La sua voce era una specie di pigolio.

“Aiutatemi, vi prego! A Natale tutti dovrebbero essere più buoni, e io, non per vantarmi,  buono lo sono davvero. Invece la gente proprio in questi giorni con me diventa cattivissima. Mi insegue, mi annusa, mi palpa.

Per favore, tenetemi qui con voi. E’ solo per qualche giorno: dopo l’Epifania, nessuno mi guarderà più fino al prossimo Natale”.

“Dio mio, come sei DOLCE! “ strillò Gongolo, dopo avergli stretto la mano, e aver assaggiato il liquido ambrato che gli era rimasto sulle dita.

“E’ che scappando sono caduto in un barattolo di miele. Speravo che questo avrebbe  scoraggiato i miei inseguitori, e invece no. Per fermarmi mi hanno tirato dietro di tutto: pezzi di zucca, di arancia e di cedro candito…..”

“Vedo, vedo - lo interruppe Brontolo, di malagrazia. - Ce li hai tutti appiccicati addosso, conficcati dentro tutto quel miele. Avresti bisogno di un buon bagno, per tutti i diavoli!”

“Vero, vero, vero” gridarono in coro, dal mare mieloso, i diavolilli colorati.

“Be’, che vogliamo fare ragazzi? Lo lasciamo entrare? Non vorrei avere dei guai con  Bianca”, disse  Gongolo.

“Ma no – intervenne Dotto. Fino a quel momento non aveva aperto bocca. - Vedrai che sarà contenta di averlo come ospite d’onore al pranzo di Natale, questa….pasta d’uomo”.

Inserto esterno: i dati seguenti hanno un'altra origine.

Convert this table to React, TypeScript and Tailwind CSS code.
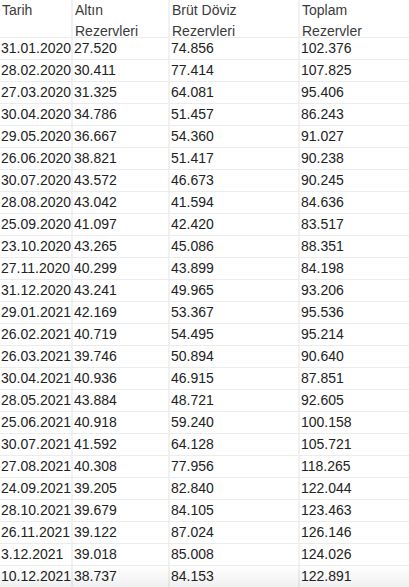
const rows: [string, string, string, string][] = [
  ['31.01.2020', '27.520', '74.856', '102.376'],
  ['28.02.2020', '30.411', '77.414', '107.825'],
  ['27.03.2020', '31.325', '64.081', '95.406'],
  ['30.04.2020', '34.786', '51.457', '86.243'],
  ['29.05.2020', '36.667', '54.360', '91.027'],
  ['26.06.2020', '38.821', '51.417', '90.238'],
  ['30.07.2020', '43.572', '46.673', '90.245'],
  ['28.08.2020', '43.042', '41.594', '84.636'],
  ['25.09.2020', '41.097', '42.420', '83.517'],
  ['23.10.2020', '43.265', '45.086', '88.351'],
  ['27.11.2020', '40.299', '43.899', '84.198'],
  ['31.12.2020', '43.241', '49.965', '93.206'],
  ['29.01.2021', '42.169', '53.367', '95.536'],
  ['26.02.2021', '40.719', '54.495', '95.214'],
  ['26.03.2021', '39.746', '50.894', '90.640'],
  ['30.04.2021', '40.936', '46.915', '87.851'],
  ['28.05.2021', '43.884', '48.721', '92.605'],
  ['25.06.2021', '40.918', '59.240', '100.158'],
  ['30.07.2021', '41.592', '64.128', '105.721'],
  ['27.08.2021', '40.308', '77.956', '118.265'],
  ['24.09.2021', '39.205', '82.840', '122.044'],
  ['28.10.2021', '39.679', '84.105', '123.463'],
  ['26.11.2021', '39.122', '87.024', '126.146'],
  ['3.12.2021', '39.018', '85.008', '124.026'],
  ['10.12.2021', '38.737', '84.153', '122.891'],
];

const headers = [
  ['Tarih', ''],
  ['Altın', 'Rezervleri'],
  ['Brüt Döviz', 'Rezervleri'],
  ['Toplam', 'Rezervler'],
];

export default function App() {
  return (
    <div className="relative w-[409px] h-[587px] overflow-hidden bg-white font-['Helvetica','Liberation_Sans',Arial,sans-serif] text-[14px]">
      <div className="grid grid-cols-[71px_97px_130px_111px] h-[38px] border-b border-[#ececec]">
        {headers.map((h, i) => (
          <div
            key={i}
            className={`px-[2px] text-[#3a3a3a] leading-[21px] ${i > 0 ? 'border-l-2 border-[#f1f1f1]' : ''}`}
          >
            <div>{h[0]}</div>
            {h[1] && <div>{h[1]}</div>}
          </div>
        ))}
      </div>
      {rows.map((r, ri) => (
        <div key={ri} className="grid grid-cols-[71px_97px_130px_111px] h-[22px] border-b border-[#ececec]">
          {r.map((c, ci) => (
            <div
              key={ci}
              className={`px-[1px] leading-[21px] text-[#222] whitespace-nowrap ${ci > 0 ? 'border-l-2 border-[#f1f1f1]' : ''}`}
            >
              {c}
            </div>
          ))}
        </div>
      ))}
      <div className="pointer-events-none absolute inset-x-0 bottom-0 h-[22px] bg-gradient-to-b from-transparent to-black/[0.06]" />
    </div>
  );
}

“Grazie, di cuore – fece l’esserino, abbassando il capo.  Nell’atto di inchinarsi sembrava ancora più rotondo. “Vi prometto che non vi darò troppo fastidio…..in fondo si tratta di pochi giorni”.

“…..Troppo pochi”,  mormorò Dotto, come soprapensiero.

“Cucciolo, fa’ riscaldare un po’ d’olio nella padella…..è quasi ora di cena.

E tu fatti avanti, una buona volta! Devi essere di strutto: entra, dunque. Questo Natale mangerai con noi: anzi, noi mangeremo con te. Sarai l’ottavo nano. Ti chiameremo….sì, ti chiameremo Struffolo”.